Rather than an exercise of our authority, praying this petition must lead us to pray for patience and grace to endure with joy any trials and afflictions that the Father thrusts upon us. God’s will and ways are higher than our own, and they often result in our discomfort in order to discipline us into conformity with Him or to accomplish a grander purpose. Stephen’s martyrdom was an affliction upon the fledgling church in Jerusalem, but the trial caused the believers to scatter throughout the region, taking the message of the gospel with them. Remember, brothers, the words given to us by the author of Hebrews. God’s affliction upon all who are in Christ is the discipline of our loving Father “for our good, that we might share in his holiness. For the moment all discipline seems painful rather than pleasant, but later it yields the peaceful fruit of righteousness to those who have been trained by it” (12:10-11). In the midst of the Father’s discipline, we pray for His will to be done in us that by it, He would further mold us into His likeness.
A significant portion of our submission to God’s will is walking in obedience to His revealed will, to His commands. In praying for God’s will to be done, we must, therefore, pray that it would be done in us through obedience to His Word. Our obedience is a crucial component of our sanctification, yet even our obedience is empowered by God Himself. As you “work out your own salvation with fear and trembling,” take joy in knowing that “it is God who works in you, both to will and to work for his good pleasure” (Philippians 2:12-13). It was the will and love of the Father that sent Christ to give His life as our ransom from sin’s eternal debt. Christ has come to give us eternal life, and no one will snatch us out of His hand (John 10:28). Therefore, we can also trust that He who began the work of our salvation will be faithful to complete it (Philippians 1:6). He will provide us the ability to walk in obedience to Him, so we pray in faith for God’s strength to do God’s will.
Finally, consider Augustine’s words on this petition:
So you have good reason to pray that it may be done in you—it’s so that it may be for your good. In any case, whether it’s for your good or for your undoing, it will be done in you; but let it also be done by you. So why do I say, Thy will be done in heaven and on earth, instead of saying, “Thy will be done by heaven and by earth.” Because whatever is done by you, he does in you. Nothing is ever done by you which he doesn’t do in you. But sometimes he does in you what isn’t being done by you; never, though, is anything done by you if he doesn’t do it in you.
God’s will shall be done in us, whether we like it or not. Upon the Day of Judgment, all who have violated God’s revealed will and refused cast themselves at the feet of Christ for pardon will be thrown into the lake of fire. We pray now for strength which God supplies to do God’s will, that His will would be done by us, and that we would continue to look in faith upon His Son so that our will submits to His rather than being broken by His.
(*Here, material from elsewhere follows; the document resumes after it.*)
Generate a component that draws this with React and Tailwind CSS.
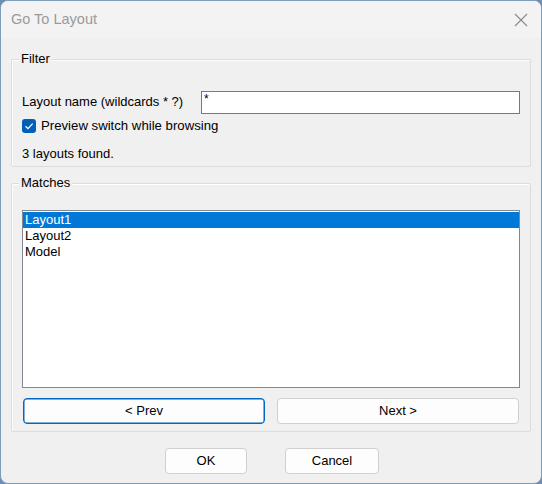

As Philippians teaches, one day every knee shall bow before Christ and every tongue will confess that He is Lord to the glory of God the Father. Let us, therefore, humble ourselves before Him now that, rather than groveling before Him without hope at the close of His glorious appearing, we will be exalted with Him as subjects within His eternal and magnificent kingdom that is to come.
[1]I’ve cited the larger context of these passages because they often seem to be reduced down to the command within the closest proximity to the phrase “the will of God.” For example, some will say that God’s will is for us to abstain from sexual immorality, which, granted, is certainly true but it is only one aspect that Paul brings into the focus of sanctification.